Given problem:
Search the data below for "React"; list each line that holds it.

[start Data provided]

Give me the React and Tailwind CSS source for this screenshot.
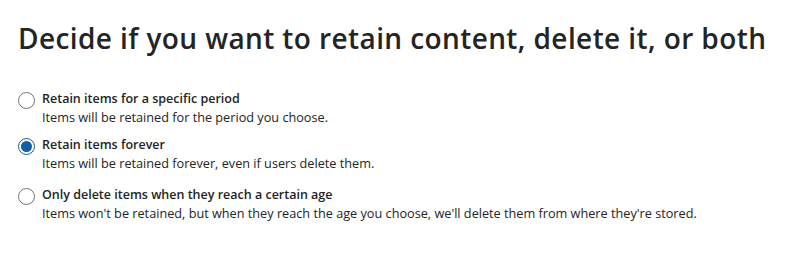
import React, { useState } from 'react';

const options = [
  {
    id: 'period',
    label: 'Retain items for a specific period',
    desc: 'Items will be retained for the period you choose.',
    gap: 'mt-0',
  },
  {
    id: 'forever',
    label: 'Retain items forever',
    desc: 'Items will be retained forever, even if users delete them.',
    gap: 'mt-[10px]',
  },
  {
    id: 'delete',
    label: 'Only delete items when they reach a certain age',
    desc: "Items won't be retained, but when they reach the age you choose, we'll delete them from where they're stored.",
    gap: 'mt-[14px]',
  },
];

const Radio = ({ checked }) => (
  <span
    className={`mt-[2px] w-[17px] h-[17px] shrink-0 rounded-full border flex items-center justify-center bg-white ${
      checked ? 'border-[#115ea3]' : 'border-[#707070]'
    }`}
  >
    {checked && <span className="w-[11px] h-[11px] rounded-full bg-[#115ea3]" />}
  </span>
);

export default function App() {
  const [value, setValue] = useState('forever');

  return (
    <div className="w-[800px] h-[258px] bg-white px-[18px] pt-[20px] text-[#242424] font-['Open_Sans',sans-serif]">
      <h1 className="text-[28px] leading-[36px] font-semibold tracking-[0.4px]">
        Decide if you want to retain content, delete it, or both
      </h1>

      <div className="mt-[34px] flex flex-col">
        {options.map(opt => (
          <label
            key={opt.id}
            onClick={() => setValue(opt.id)}
            className={`flex items-start gap-[7px] cursor-pointer ${opt.gap}`}
          >
            <Radio checked={value === opt.id} />
            <div>
              <div className="text-[12.5px] leading-[18px] font-semibold">{opt.label}</div>
              <div className="text-[12.7px] leading-[18px]">{opt.desc}</div>
            </div>
          </label>
        ))}
      </div>
    </div>
  );
}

[end Data provided]

Result:
Give me the React and Tailwind CSS source for this screenshot.
import React, { useState } from 'react';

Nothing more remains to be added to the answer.